All of the material should be reproduced exactly, with pictures left out.

• • • •

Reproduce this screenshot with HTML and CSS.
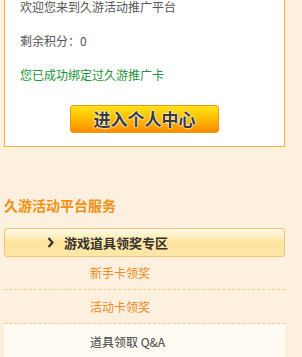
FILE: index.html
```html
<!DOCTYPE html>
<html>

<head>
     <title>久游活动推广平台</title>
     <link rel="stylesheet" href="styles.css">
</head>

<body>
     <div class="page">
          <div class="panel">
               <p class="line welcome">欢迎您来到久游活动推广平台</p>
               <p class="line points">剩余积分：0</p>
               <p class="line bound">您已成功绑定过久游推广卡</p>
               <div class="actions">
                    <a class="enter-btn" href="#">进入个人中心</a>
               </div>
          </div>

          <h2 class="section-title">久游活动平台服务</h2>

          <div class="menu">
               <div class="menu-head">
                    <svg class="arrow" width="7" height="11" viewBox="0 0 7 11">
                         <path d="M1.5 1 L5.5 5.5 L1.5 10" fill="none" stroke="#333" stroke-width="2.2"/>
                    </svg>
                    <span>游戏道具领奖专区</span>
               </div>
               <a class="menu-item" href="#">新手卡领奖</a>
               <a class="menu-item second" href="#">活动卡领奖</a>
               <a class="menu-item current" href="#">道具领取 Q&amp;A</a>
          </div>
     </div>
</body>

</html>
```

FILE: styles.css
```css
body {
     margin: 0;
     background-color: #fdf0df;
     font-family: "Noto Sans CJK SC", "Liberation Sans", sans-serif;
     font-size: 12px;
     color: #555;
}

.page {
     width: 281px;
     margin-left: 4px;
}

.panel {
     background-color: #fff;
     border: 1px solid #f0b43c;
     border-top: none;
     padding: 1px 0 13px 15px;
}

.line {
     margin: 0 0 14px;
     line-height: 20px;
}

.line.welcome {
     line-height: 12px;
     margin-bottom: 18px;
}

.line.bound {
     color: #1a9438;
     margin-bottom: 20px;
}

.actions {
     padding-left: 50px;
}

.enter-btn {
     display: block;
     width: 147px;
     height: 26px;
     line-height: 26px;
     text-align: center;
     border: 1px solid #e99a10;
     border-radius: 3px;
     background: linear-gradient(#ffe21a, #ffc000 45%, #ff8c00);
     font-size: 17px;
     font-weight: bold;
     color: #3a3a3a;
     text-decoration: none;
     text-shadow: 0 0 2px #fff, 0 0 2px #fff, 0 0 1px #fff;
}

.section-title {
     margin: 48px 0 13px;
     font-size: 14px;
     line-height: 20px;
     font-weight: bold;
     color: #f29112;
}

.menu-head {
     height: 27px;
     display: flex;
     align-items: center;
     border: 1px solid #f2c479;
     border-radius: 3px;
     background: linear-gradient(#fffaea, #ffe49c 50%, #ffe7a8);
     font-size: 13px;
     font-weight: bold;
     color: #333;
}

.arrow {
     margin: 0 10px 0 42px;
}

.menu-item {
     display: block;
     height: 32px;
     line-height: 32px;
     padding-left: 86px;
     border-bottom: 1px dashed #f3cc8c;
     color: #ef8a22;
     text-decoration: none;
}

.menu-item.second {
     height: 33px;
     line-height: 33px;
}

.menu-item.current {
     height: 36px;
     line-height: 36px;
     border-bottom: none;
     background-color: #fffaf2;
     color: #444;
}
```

• • • •

▸ **Solution for this problem**
Reproduce this screenshot with HTML and CSS.
FILE: index.html
```html
<!DOCTYPE html>
<html>

<head>
     <title>久游活动推广平台</title>
     <link rel="stylesheet" href="styles.css">
</head>

<body>
     <div class="page">
          <div class="panel">
               <p class="line welcome">欢迎您来到久游活动推广平台</p>
               <p class="line points">剩余积分：0</p>
               <p class="line bound">您已成功绑定过久游推广卡</p>
               <div class="actions">
                    <a class="enter-btn" href="#">进入个人中心</a>
               </div>
          </div>

          <h2 class="section-title">久游活动平台服务</h2>

          <div class="menu">
               <div class="menu-head">
                    <svg class="arrow" width="7" height="11" viewBox="0 0 7 11">
                         <path d="M1.5 1 L5.5 5.5 L1.5 10" fill="none" stroke="#333" stroke-width="2.2"/>
                    </svg>
                    <span>游戏道具领奖专区</span>
               </div>
               <a class="menu-item" href="#">新手卡领奖</a>
               <a class="menu-item second" href="#">活动卡领奖</a>
               <a class="menu-item current" href="#">道具领取 Q&amp;A</a>
          </div>
     </div>
</body>

</html>
```

FILE: styles.css
```css
body {
     margin: 0;
     background-color: #fdf0df;
     font-family: "Noto Sans CJK SC", "Liberation Sans", sans-serif;
     font-size: 12px;
     color: #555;
}

.page {
     width: 281px;
     margin-left: 4px;
}

.panel {
     background-color: #fff;
     border: 1px solid #f0b43c;
     border-top: none;
     padding: 1px 0 13px 15px;
}

.line {
     margin: 0 0 14px;
     line-height: 20px;
}

.line.welcome {
     line-height: 12px;
     margin-bottom: 18px;
}

.line.bound {
     color: #1a9438;
     margin-bottom: 20px;
}

.actions {
     padding-left: 50px;
}

.enter-btn {
     display: block;
     width: 147px;
     height: 26px;
     line-height: 26px;
     text-align: center;
     border: 1px solid #e99a10;
     border-radius: 3px;
     background: linear-gradient(#ffe21a, #ffc000 45%, #ff8c00);
     font-size: 17px;
     font-weight: bold;
     color: #3a3a3a;
     text-decoration: none;
     text-shadow: 0 0 2px #fff, 0 0 2px #fff, 0 0 1px #fff;
}

.section-title {
     margin: 48px 0 13px;
     font-size: 14px;
     line-height: 20px;
     font-weight: bold;
     color: #f29112;
}

.menu-head {
     height: 27px;
     display: flex;
     align-items: center;
     border: 1px solid #f2c479;
     border-radius: 3px;
     background: linear-gradient(#fffaea, #ffe49c 50%, #ffe7a8);
     font-size: 13px;
     font-weight: bold;
     color: #333;
}

.arrow {
     margin: 0 10px 0 42px;
}

.menu-item {
     display: block;
     height: 32px;
     line-height: 32px;
     padding-left: 86px;
     border-bottom: 1px dashed #f3cc8c;
     color: #ef8a22;
     text-decoration: none;
}

.menu-item.second {
     height: 33px;
     line-height: 33px;
}

.menu-item.current {
     height: 36px;
     line-height: 36px;
     border-bottom: none;
     background-color: #fffaf2;
     color: #444;
}
```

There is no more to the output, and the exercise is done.